Nous partons ensuite en voiture a travers a travers les montagnes recouvertes d'oliviers pour arriver a Safita. On rencontre deux vieilles amies du Dr qui vivent dans une ancienne maison en pierre blanche. Nous visitons une autre construction en pierre blanche qui est la Tour de Safita. Elle s'eleve de sa masse rectangulaire au dessus de la ville. Au rez de chaussee, la chapelle, au premier etage, la salle des chevaliers, en haut, a 38m, le toit servait de relais avec le Krak. Au loin la mer, tout autour, les montagnes pleines d'oliviers et parsemees de petits villages et plus loin les sommets enneiges du Liban. Vers 17h nous visitons le couvent St Georges, haut lieu de pelerinage, situe en contrebas du Krak des chevaliers. Dans une premiere piece, un des trois testament du prophete Mohamet, traite sur la tolerance entre les differentes religions du Proche Orient, absurdite des guerres... On redescend dans le temps et dans le sol, 18e siecle, la plus grande eglise ou l'on assiste a la messe du coucher du soleil, 12e siecle un etage plus bas, puis la crypte aux passages etroits et lourdes portes en pierre mis a jour il ya seulement 6 ans.

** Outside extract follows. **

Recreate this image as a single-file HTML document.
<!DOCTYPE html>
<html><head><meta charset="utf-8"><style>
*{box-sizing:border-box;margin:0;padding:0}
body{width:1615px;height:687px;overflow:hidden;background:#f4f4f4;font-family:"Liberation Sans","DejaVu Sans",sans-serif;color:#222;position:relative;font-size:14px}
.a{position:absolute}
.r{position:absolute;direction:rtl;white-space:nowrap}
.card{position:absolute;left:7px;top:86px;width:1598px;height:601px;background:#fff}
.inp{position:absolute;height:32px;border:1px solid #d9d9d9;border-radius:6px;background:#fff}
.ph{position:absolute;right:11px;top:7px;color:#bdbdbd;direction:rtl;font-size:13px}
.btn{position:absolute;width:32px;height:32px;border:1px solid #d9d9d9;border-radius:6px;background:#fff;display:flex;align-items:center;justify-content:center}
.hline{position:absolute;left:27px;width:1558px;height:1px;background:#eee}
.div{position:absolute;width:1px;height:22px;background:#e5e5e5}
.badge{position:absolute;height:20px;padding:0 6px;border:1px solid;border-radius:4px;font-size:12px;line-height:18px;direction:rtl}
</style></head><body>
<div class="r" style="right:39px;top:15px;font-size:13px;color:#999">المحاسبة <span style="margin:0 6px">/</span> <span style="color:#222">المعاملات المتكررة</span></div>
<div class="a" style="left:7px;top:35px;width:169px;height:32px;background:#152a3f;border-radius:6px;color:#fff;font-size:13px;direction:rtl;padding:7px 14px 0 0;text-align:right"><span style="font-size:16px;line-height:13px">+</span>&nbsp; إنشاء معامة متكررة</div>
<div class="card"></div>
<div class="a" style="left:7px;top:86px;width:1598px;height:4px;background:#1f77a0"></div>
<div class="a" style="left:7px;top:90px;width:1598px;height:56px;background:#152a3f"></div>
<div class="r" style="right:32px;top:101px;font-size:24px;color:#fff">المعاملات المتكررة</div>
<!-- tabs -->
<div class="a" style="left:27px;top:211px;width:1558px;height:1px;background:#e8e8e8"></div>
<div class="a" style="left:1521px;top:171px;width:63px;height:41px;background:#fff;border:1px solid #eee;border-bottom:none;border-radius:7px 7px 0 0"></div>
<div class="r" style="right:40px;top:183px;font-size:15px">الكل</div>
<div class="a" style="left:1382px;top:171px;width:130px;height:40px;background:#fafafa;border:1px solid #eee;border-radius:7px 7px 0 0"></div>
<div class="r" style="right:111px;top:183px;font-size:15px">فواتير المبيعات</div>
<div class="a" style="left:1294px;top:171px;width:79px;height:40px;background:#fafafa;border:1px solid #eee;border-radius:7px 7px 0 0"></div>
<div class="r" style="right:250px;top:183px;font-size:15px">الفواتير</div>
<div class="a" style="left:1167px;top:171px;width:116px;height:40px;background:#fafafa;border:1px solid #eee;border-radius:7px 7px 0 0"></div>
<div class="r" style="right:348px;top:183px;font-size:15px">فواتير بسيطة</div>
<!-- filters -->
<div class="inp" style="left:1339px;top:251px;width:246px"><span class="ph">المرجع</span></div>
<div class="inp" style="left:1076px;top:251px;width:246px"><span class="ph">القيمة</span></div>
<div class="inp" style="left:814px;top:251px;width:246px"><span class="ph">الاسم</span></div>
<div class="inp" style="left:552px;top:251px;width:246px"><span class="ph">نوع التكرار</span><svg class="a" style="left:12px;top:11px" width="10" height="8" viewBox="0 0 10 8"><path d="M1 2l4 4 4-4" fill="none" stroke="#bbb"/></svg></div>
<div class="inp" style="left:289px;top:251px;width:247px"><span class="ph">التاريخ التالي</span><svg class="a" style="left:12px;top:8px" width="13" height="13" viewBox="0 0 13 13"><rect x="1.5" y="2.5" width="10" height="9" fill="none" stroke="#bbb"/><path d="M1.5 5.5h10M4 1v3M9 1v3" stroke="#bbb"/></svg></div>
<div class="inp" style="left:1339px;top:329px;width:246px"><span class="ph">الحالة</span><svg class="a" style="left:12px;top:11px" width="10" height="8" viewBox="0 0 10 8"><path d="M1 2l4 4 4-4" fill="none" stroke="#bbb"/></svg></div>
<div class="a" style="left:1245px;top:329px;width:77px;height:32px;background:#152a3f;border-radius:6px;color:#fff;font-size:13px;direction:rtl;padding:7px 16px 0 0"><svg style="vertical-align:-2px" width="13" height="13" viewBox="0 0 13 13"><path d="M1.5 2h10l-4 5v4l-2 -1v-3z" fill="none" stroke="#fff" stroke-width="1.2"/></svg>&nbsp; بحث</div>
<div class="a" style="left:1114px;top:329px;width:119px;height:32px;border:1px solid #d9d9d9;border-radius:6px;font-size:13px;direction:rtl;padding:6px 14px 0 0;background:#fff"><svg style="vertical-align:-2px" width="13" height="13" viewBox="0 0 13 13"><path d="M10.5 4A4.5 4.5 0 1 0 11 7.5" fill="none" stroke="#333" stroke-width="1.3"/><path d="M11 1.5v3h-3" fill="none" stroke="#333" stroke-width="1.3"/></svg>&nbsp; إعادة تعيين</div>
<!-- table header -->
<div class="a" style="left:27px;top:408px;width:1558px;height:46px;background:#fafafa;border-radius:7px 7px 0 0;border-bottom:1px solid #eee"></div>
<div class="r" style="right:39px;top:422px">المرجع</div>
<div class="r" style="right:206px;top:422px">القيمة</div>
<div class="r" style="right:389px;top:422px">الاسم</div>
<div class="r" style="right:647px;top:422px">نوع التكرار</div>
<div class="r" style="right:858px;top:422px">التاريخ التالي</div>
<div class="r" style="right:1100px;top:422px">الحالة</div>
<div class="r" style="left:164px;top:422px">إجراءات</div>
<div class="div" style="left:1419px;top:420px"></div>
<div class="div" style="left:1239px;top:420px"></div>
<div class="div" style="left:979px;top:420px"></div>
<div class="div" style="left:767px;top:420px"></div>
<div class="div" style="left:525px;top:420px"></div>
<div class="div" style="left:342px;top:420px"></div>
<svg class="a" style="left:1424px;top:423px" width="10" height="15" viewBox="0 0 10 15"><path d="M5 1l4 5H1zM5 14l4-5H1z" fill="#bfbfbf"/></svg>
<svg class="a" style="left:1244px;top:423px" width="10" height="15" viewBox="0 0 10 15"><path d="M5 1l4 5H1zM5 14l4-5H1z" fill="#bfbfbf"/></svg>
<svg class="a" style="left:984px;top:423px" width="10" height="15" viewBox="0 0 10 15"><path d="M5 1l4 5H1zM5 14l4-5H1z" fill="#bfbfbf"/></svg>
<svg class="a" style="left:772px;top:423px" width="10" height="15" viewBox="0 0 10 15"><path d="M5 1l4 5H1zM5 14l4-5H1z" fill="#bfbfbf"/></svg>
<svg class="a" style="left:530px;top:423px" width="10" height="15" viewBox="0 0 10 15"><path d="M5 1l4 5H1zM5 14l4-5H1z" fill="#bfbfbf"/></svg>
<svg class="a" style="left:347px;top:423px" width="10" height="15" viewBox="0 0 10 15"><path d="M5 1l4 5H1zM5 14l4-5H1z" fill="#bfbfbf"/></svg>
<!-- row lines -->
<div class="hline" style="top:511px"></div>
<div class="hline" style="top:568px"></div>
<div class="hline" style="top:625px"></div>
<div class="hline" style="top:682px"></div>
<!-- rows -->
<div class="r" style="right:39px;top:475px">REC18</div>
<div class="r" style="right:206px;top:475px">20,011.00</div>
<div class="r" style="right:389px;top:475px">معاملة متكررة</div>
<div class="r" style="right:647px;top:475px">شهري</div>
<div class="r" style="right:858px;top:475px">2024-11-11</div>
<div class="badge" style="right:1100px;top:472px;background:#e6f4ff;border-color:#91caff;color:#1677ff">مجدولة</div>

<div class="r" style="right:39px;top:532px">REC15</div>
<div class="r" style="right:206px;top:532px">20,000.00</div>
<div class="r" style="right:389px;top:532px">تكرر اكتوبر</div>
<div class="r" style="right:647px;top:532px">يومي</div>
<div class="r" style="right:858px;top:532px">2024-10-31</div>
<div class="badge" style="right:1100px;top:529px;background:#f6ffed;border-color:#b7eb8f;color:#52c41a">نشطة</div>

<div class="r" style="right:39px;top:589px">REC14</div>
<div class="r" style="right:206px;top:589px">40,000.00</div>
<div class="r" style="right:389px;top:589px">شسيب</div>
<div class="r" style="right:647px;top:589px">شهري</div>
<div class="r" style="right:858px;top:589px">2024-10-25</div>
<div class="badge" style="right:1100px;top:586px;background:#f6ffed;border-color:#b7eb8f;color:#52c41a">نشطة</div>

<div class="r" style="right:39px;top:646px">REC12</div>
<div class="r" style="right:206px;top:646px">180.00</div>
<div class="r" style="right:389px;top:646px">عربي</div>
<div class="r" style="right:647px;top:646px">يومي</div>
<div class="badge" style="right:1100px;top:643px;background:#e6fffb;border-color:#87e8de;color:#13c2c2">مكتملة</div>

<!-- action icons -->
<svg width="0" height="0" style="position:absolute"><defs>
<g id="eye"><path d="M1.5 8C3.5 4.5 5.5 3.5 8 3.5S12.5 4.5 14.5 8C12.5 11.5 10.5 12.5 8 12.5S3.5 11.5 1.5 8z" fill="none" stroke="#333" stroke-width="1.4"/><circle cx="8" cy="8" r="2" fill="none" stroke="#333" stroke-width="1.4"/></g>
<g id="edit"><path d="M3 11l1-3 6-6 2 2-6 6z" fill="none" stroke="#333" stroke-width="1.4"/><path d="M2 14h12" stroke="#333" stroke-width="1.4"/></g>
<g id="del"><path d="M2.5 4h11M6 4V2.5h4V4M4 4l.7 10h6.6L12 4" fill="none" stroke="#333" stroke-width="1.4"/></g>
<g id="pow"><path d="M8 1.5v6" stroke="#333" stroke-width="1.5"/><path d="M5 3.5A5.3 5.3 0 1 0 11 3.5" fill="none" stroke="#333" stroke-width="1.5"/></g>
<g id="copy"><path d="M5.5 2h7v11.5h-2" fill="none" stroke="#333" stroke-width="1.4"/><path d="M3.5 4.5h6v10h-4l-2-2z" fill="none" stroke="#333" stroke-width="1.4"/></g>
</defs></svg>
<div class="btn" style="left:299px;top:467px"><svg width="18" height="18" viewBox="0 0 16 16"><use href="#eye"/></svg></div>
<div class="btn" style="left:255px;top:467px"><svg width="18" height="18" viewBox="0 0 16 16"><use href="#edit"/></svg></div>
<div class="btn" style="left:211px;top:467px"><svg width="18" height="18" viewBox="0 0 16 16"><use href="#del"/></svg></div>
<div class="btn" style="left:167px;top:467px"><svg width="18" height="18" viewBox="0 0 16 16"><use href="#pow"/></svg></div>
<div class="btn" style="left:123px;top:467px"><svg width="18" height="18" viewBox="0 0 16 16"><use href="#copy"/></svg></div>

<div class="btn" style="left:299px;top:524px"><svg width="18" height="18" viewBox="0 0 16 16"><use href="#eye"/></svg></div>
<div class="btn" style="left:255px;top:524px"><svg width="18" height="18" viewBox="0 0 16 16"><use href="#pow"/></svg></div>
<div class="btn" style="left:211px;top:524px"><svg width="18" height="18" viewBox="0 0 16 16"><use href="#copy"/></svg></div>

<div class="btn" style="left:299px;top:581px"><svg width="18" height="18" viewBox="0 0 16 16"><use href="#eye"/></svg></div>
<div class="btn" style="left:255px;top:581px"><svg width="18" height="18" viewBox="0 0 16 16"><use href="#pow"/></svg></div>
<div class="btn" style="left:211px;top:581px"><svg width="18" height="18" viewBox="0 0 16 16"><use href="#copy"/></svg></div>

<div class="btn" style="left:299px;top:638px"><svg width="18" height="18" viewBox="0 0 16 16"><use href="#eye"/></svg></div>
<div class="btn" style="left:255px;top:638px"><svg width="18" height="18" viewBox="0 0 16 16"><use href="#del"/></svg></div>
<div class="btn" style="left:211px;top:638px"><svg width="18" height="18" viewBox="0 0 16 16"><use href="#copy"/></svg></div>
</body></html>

Avant de partir, nous faisons encore un tour dans la maison et le jardin de Ahed. C'est un musee vivants. des pierres collectionnees peu a peu recuperees d'anciennes maisons. Des colonnes marquees de la croix de Malte, des mortiers en pierre, des lintaux sculptes, des portes en bois du 18e. Un condense de l'architecture des environs, un puzzle agence avec patience. Ahed connait l'histoire de chaque pierre. Dans le jardin les essences de France cotoient celles de la region. Des oies, des poules dont nous avons mange les oeufs ce matin. Et partout une vue sur les montagnes et le Krak. Lorsque Ahed ouvre le pigeonnier et que les pigeons voyageurs s'envolent et tournoient autour de la maison, le spectacle est a son comble. Merci a lui pour son accueil tres chaleureux.
Nous partons avant midi en direction du Liban.